#### Exercise prompt:
Read the records and gather each line that includes "page".

#### Provided entries:
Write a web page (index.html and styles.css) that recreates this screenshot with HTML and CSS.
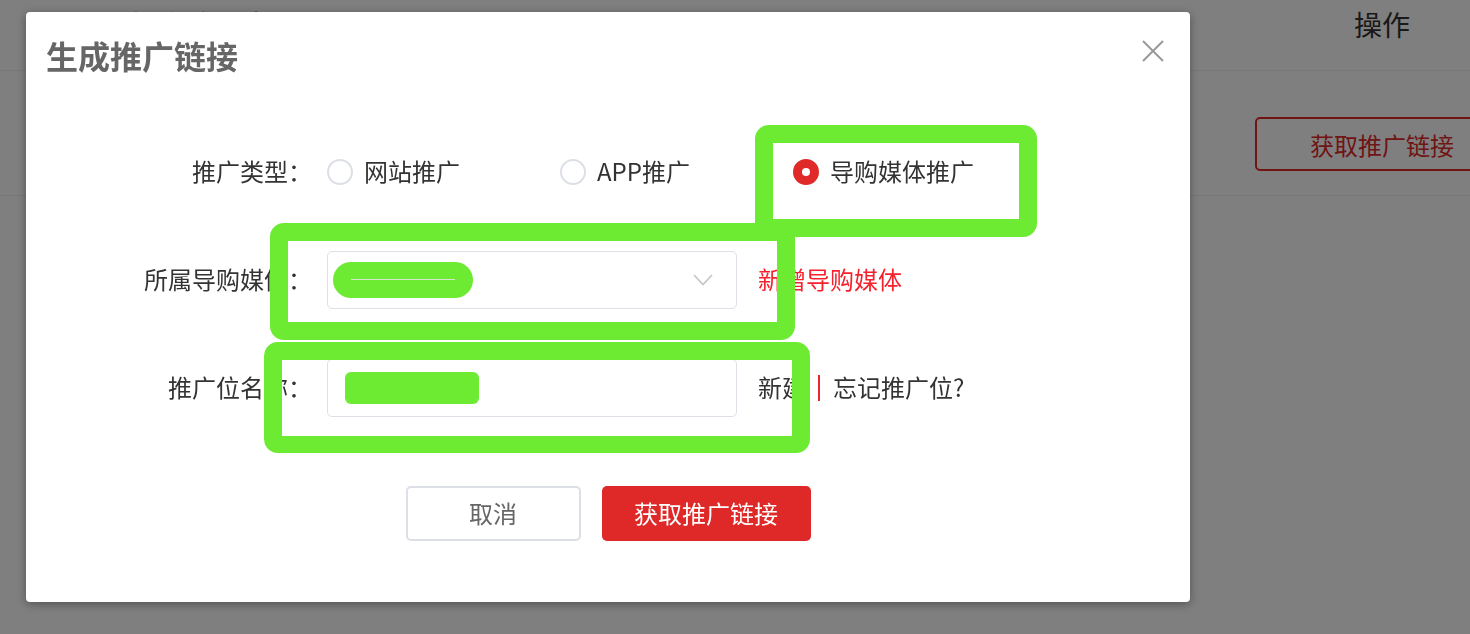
FILE: index.html
```html
<!DOCTYPE html>
<html lang="zh-CN">
<head>
<meta charset="utf-8">
<title>生成推广链接</title>
<link rel="stylesheet" href="styles.css">
</head>
<body>
<div class="page">
  <div class="trow thead">
    <div class="cell cell-main">推广位信息名称</div>
    <div class="cell cell-op">操作</div>
  </div>
  <div class="trow tbody">
    <div class="cell cell-main"></div>
    <div class="cell cell-op"><button class="ghost-btn">获取推广链接</button></div>
  </div>
</div>

<div class="mask"></div>

<div class="modal">
  <button class="close" aria-label="关闭">
    <svg width="22" height="22" viewBox="0 0 22 22"><path d="M1 1 L21 21 M21 1 L1 21" stroke="#9a9a9a" stroke-width="2" fill="none"/></svg>
  </button>
  <div class="title">生成推广链接</div>

  <div class="form">
    <div class="row">
      <div class="label">推广类型：</div>
      <div class="radios">
        <label class="radio"><span class="dot"></span><span class="rtext">网站推广</span></label>
        <label class="radio"><span class="dot"></span><span class="rtext">APP推广</span></label>
        <label class="radio checked"><span class="dot"></span><span class="rtext">导购媒体推广</span></label>
      </div>
    </div>
    <div class="row">
      <div class="label">所属导购媒体：</div>
      <div class="field select">
        <span class="pill"><span class="pill-line"></span></span>
        <svg class="chev" width="20" height="12" viewBox="0 0 20 12"><path d="M1 1 L10 10.5 L19 1" stroke="#c0c4cc" stroke-width="1.6" fill="none"/></svg>
      </div>
      <a class="red-link">新增导购媒体</a>
    </div>
    <div class="row">
      <div class="label">推广位名称：</div>
      <div class="field input">
        <span class="mask-rect"></span>
      </div>
      <span class="after">新建</span><span class="bar"></span><span class="after2">忘记推广位?</span>
    </div>
  </div>

  <div class="footer">
    <button class="btn cancel">取消</button>
    <button class="btn primary">获取推广链接</button>
  </div>

  <div class="mark mark1"></div>
  <div class="mark mark2"></div>
  <div class="mark mark3"></div>
</div>
</body>
</html>
```

FILE: styles.css
```css
html, body {
  margin: 0;
  padding: 0;
}
body {
  width: 1470px;
  height: 634px;
  overflow: hidden;
  background: #fff;
  font-family: "Noto Sans CJK SC", "Noto Sans", sans-serif;
  color: #333;
}
button {
  font-family: inherit;
}

/* background page */
.trow {
  display: flex;
  border-bottom: 1px solid #eeeef4;
}
.thead {
  height: 70px;
  font-size: 28px;
  line-height: 28px;
  color: #333;
}
.thead .cell {
  padding-top: 10px;
}
.tbody {
  height: 124px;
}
.cell-main {
  flex: 1;
  padding-left: 130px;
}
.cell-op {
  width: 215px;
  flex-shrink: 0;
  box-sizing: border-box;
}
.thead .cell-op {
  padding-left: 99px;
}
.ghost-btn {
  margin-top: 46px;
  width: 260px;
  height: 54px;
  border: 2px solid #e02828;
  border-radius: 5px;
  background: #fff;
  color: #e02828;
  font-size: 24px;
  text-align: left;
  padding: 0 0 0 53px;
}

.mask {
  position: fixed;
  inset: 0;
  background: rgba(0, 0, 0, 0.5);
}

/* modal */
.modal {
  position: absolute;
  left: 26px;
  top: 12px;
  width: 1164px;
  height: 590px;
  box-sizing: border-box;
  background: #fff;
  border-radius: 4px;
  box-shadow: 0 2px 10px rgba(0, 0, 0, 0.35);
  padding: 27px 20px 0;
}
.close {
  position: absolute;
  right: 26px;
  top: 28px;
  width: 22px;
  height: 22px;
  padding: 0;
  border: 0;
  background: none;
}
.close svg {
  display: block;
}
.title {
  font-size: 32px;
  line-height: 32px;
  font-weight: 700;
  color: #666;
}

.form {
  margin-top: 72px;
  display: flex;
  flex-direction: column;
  gap: 50px;
  font-size: 24px;
}
.row {
  display: flex;
  align-items: center;
  height: 58px;
}
.label {
  width: 266px;
  flex-shrink: 0;
  margin-right: 15px;
  text-align: right;
  color: #333;
  white-space: nowrap;
  padding-bottom: 3px;
}
.radios {
  display: flex;
}
.radio {
  display: flex;
  align-items: center;
  width: 233px;
  color: #333;
}
.rtext {
  padding-bottom: 3px;
}
.dot {
  width: 26px;
  height: 26px;
  box-sizing: border-box;
  border: 2px solid #dcdfe6;
  border-radius: 50%;
  margin-right: 11px;
  flex-shrink: 0;
  display: flex;
  align-items: center;
  justify-content: center;
}
.radio.checked .dot {
  background: #e02a2a;
  border-color: #e02a2a;
}
.radio.checked .dot::after {
  content: "";
  width: 8px;
  height: 8px;
  border-radius: 50%;
  background: #fff;
}

.field {
  width: 410px;
  height: 58px;
  box-sizing: border-box;
  border: 1.5px solid #dcdfe6;
  border-radius: 5px;
  display: flex;
  align-items: center;
  flex-shrink: 0;
}
.select {
  justify-content: space-between;
  padding: 0 23px 0 5px;
}
.pill {
  width: 140px;
  height: 36px;
  border-radius: 18px;
  background: #6ceb32;
  display: flex;
  align-items: center;
  padding: 0 18px 2px;
  box-sizing: border-box;
}
.pill-line {
  flex: 1;
  height: 1px;
  background: #d8e6d0;
}
.chev {
  display: block;
}
.input {
  padding-left: 17px;
}
.mask-rect {
  width: 134px;
  height: 32px;
  border-radius: 6px;
  background: #6ceb32;
}
.red-link {
  margin-left: 21px;
  color: #f5222d;
  cursor: pointer;
  padding-bottom: 3px;
}
.after {
  margin-left: 21px;
  color: #333;
  padding-bottom: 3px;
}
.bar {
  width: 2px;
  height: 26px;
  background: #f5222d;
  margin: 0 13px 0 12px;
}
.after2 {
  color: #333;
  padding-bottom: 3px;
}

.footer {
  margin-top: 69px;
  display: flex;
  justify-content: center;
  gap: 21px;
}
.btn {
  height: 55px;
  font-size: 24px;
  border-radius: 5px;
  padding: 0 0 3px;
  cursor: pointer;
}
.cancel {
  width: 175px;
  border: 2px solid #dcdfe6;
  background: #fff;
  color: #666;
}
.primary {
  width: 209px;
  border: 0;
  background: #df2828;
  color: #fff;
}

/* green annotation boxes drawn over the dialog */
.mark {
  position: absolute;
  box-sizing: border-box;
  border: 18px solid #6ceb32;
  border-radius: 14px;
}
.mark1 {
  left: 729px;
  top: 113px;
  width: 282px;
  height: 112px;
}
.mark2 {
  left: 244px;
  top: 211px;
  width: 525px;
  height: 117px;
}
.mark3 {
  left: 238px;
  top: 330px;
  width: 546px;
  height: 111px;
  border-bottom-width: 17px;
}
```
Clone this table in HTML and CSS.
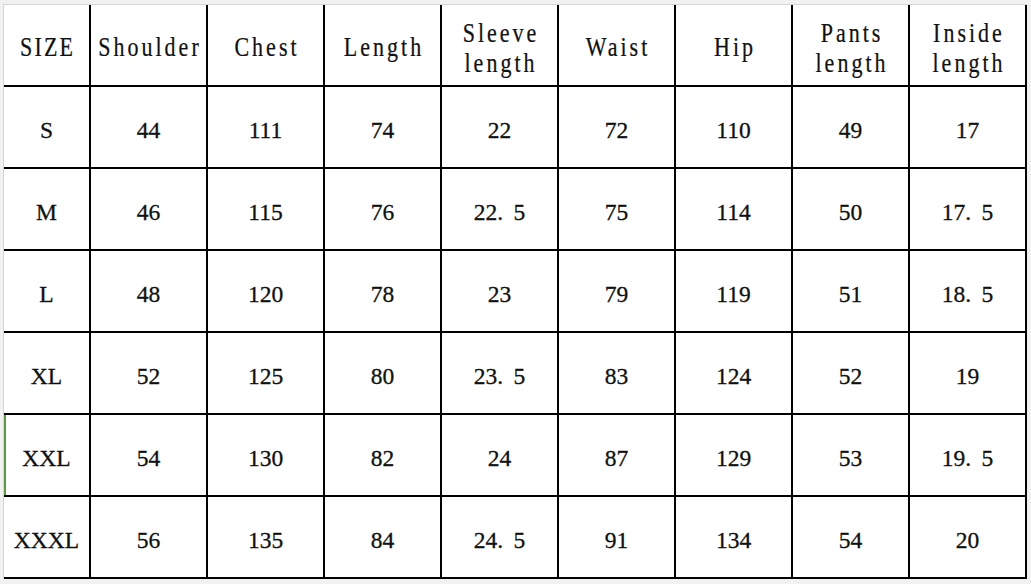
FILE: index.html
```html
<!DOCTYPE html>
<html>
<head>
<meta charset="utf-8">
<link rel="stylesheet" href="styles.css">
</head>
<body>
<div class="sheet">
  <div class="grid">
    <div class="cell head one"><span class="hd tight">SIZE</span></div>
    <div class="cell head one"><span class="hd">Shoulder</span></div>
    <div class="cell head one"><span class="hd">Chest</span></div>
    <div class="cell head one"><span class="hd">Length</span></div>
    <div class="cell head"><span class="hd">Sleeve<br>length</span></div>
    <div class="cell head one"><span class="hd">Waist</span></div>
    <div class="cell head one"><span class="hd">Hip</span></div>
    <div class="cell head"><span class="hd">Pants<br>length</span></div>
    <div class="cell head"><span class="hd">Inside<br>length</span></div>

    <div class="cell">S</div><div class="cell">44</div><div class="cell">111</div><div class="cell">74</div><div class="cell">22</div><div class="cell">72</div><div class="cell">110</div><div class="cell">49</div><div class="cell">17</div>

    <div class="cell">M</div><div class="cell">46</div><div class="cell">115</div><div class="cell">76</div><div class="cell">22<span class="dot">.</span>5</div><div class="cell">75</div><div class="cell">114</div><div class="cell">50</div><div class="cell">17<span class="dot">.</span>5</div>

    <div class="cell">L</div><div class="cell">48</div><div class="cell">120</div><div class="cell">78</div><div class="cell">23</div><div class="cell">79</div><div class="cell">119</div><div class="cell">51</div><div class="cell">18<span class="dot">.</span>5</div>

    <div class="cell">XL</div><div class="cell">52</div><div class="cell">125</div><div class="cell">80</div><div class="cell">23<span class="dot">.</span>5</div><div class="cell">83</div><div class="cell">124</div><div class="cell">52</div><div class="cell">19</div>

    <div class="cell marked">XXL</div><div class="cell">54</div><div class="cell">130</div><div class="cell">82</div><div class="cell">24</div><div class="cell">87</div><div class="cell">129</div><div class="cell">53</div><div class="cell">19<span class="dot">.</span>5</div>

    <div class="cell">XXXL</div><div class="cell">56</div><div class="cell">135</div><div class="cell">84</div><div class="cell">24<span class="dot">.</span>5</div><div class="cell">91</div><div class="cell">134</div><div class="cell">54</div><div class="cell">20</div>
  </div>
</div>
</body>
</html>
```

FILE: styles.css
```css
html, body {
  margin: 0;
  padding: 0;
  background: #f1f1f1;
  width: 1031px;
  height: 584px;
  overflow: hidden;
}

.sheet {
  padding-top: 4px;
  padding-left: 3px;
}

.grid {
  display: grid;
  grid-template-columns: 87px repeat(8, 117px);
  grid-template-rows: 82px repeat(6, 82px);
  width: 1023px;
  background: #ffffff;
  border-top: 1px solid #d6d6d6;
  border-left: 1px solid #d6d6d6;
}

.cell {
  box-sizing: border-box;
  border-right: 2px solid #000;
  border-bottom: 2px solid #000;
  display: flex;
  align-items: center;
  justify-content: center;
  font-family: "Liberation Serif", "Times New Roman", serif;
  font-size: 23.5px;
  color: #111;
  padding-top: 6px;
  -webkit-text-stroke: 0.3px #111;
}

.head {
  padding-top: 6px;
  -webkit-text-stroke: 0;
}

.head.one {
  padding-top: 2px;
}

.hd {
  display: inline-block;
  font-family: "Liberation Serif", "Times New Roman", serif;
  font-size: 22px;
  letter-spacing: 3px;
  padding-left: 3px;
  line-height: 25px;
  text-align: center;
  transform: scaleY(1.2);
  color: #111;
  -webkit-text-stroke: 0.2px #111;
}

.hd.tight {
  letter-spacing: 2.2px;
  padding-left: 2.2px;
}

.dot {
  letter-spacing: 0.45em;
}

.marked {
  box-shadow: inset 2px 0 0 #5e9a45;
}
```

#### Exercise answer:
Write a web page (index.html and styles.css) that recreates this screenshot with HTML and CSS.
<div class="page">
/* background page */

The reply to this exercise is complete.